== DATA EXTRACT ==
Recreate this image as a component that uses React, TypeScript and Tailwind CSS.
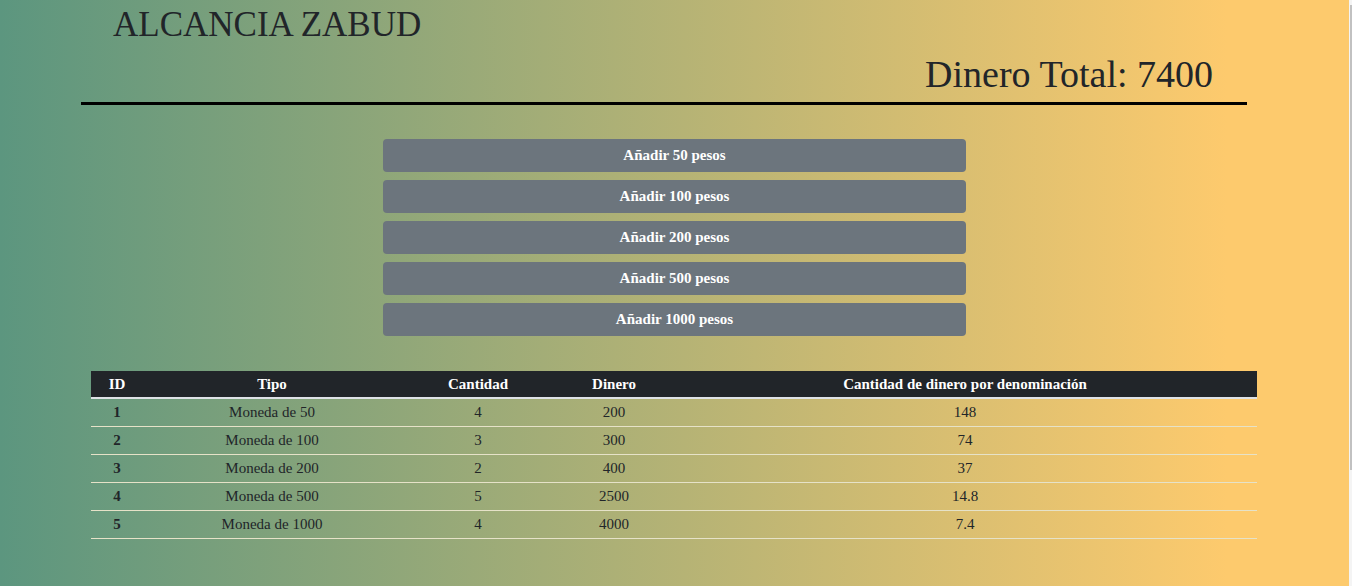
import React from "react";

const buttons = [50, 100, 200, 500, 1000];

const rows = [
  { id: 1, tipo: "Moneda de 50", cantidad: 4, dinero: 200, denom: "148" },
  { id: 2, tipo: "Moneda de 100", cantidad: 3, dinero: 300, denom: "74" },
  { id: 3, tipo: "Moneda de 200", cantidad: 2, dinero: 400, denom: "37" },
  { id: 4, tipo: "Moneda de 500", cantidad: 5, dinero: 2500, denom: "14.8" },
  { id: 5, tipo: "Moneda de 1000", cantidad: 4, dinero: 4000, denom: "7.4" },
];

export default function App() {
  return (
    <div className="flex h-[586px] w-full font-['Liberation_Serif',serif] text-[#212529]">
      <div className="flex-1 bg-[linear-gradient(to_right,#5c967f,#fdca6d_91%)]">
        {/* Encabezado */}
        <header className="ml-[81px] w-[1166px] border-b-[3px] border-black">
          <h1 className="pl-[32px] pt-[5px] text-[35px] leading-[40px]">ALCANCIA ZABUD</h1>
          <h2 className="pr-[34px] pt-[8px] pb-[6px] text-right text-[38px] leading-[43px]">
            Dinero Total: 7400
          </h2>
        </header>

        {/* Botones */}
        <div className="mx-auto mt-[34px] flex w-[583px] flex-col gap-[8px]">
          {buttons.map((b) => (
            <button
              key={b}
              className="h-[33px] w-full rounded-[4px] bg-[#6c757d] text-[15px] font-bold text-white"
            >
              Añadir {b} pesos
            </button>
          ))}
        </div>

        {/* Tabla */}
        <table className="ml-[91px] mt-[35px] w-[1166px] table-fixed border-collapse text-center text-[15px]">
          <colgroup>
            <col className="w-[52px]" />
            <col className="w-[258px]" />
            <col className="w-[154px]" />
            <col className="w-[118px]" />
            <col />
          </colgroup>
          <thead>
            <tr className="h-[27px] border-b-2 border-[#dee2e6] bg-[#212529] text-[15px] text-white">
              <th className="font-bold">ID</th>
              <th className="font-bold">Tipo</th>
              <th className="font-bold">Cantidad</th>
              <th className="font-bold">Dinero</th>
              <th className="font-bold">Cantidad de dinero por denominación</th>
            </tr>
          </thead>
          <tbody>
            {rows.map((r) => (
              <tr key={r.id} className="h-[28px] border-b border-[#e6e2c8]">
                <td className="font-bold">{r.id}</td>
                <td>{r.tipo}</td>
                <td>{r.cantidad}</td>
                <td>{r.dinero}</td>
                <td>{r.denom}</td>
              </tr>
            ))}
          </tbody>
        </table>
      </div>

      {/* barra de desplazamiento */}
      <div className="w-[3px] bg-[#f4f4f4] pt-[5px]">
        <div className="ml-[1px] h-[465px] w-[2px] bg-[#c1c1c1]" />
      </div>
    </div>
  );
}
===
Return nothing but the lines running from the start of the data to the line with "const buttons = [50, 100, 200, 500, 1000];", please, both ends included and no pictures.

Recreate this image as a component that uses React, TypeScript and Tailwind CSS.
import React from "react";

const buttons = [50, 100, 200, 500, 1000];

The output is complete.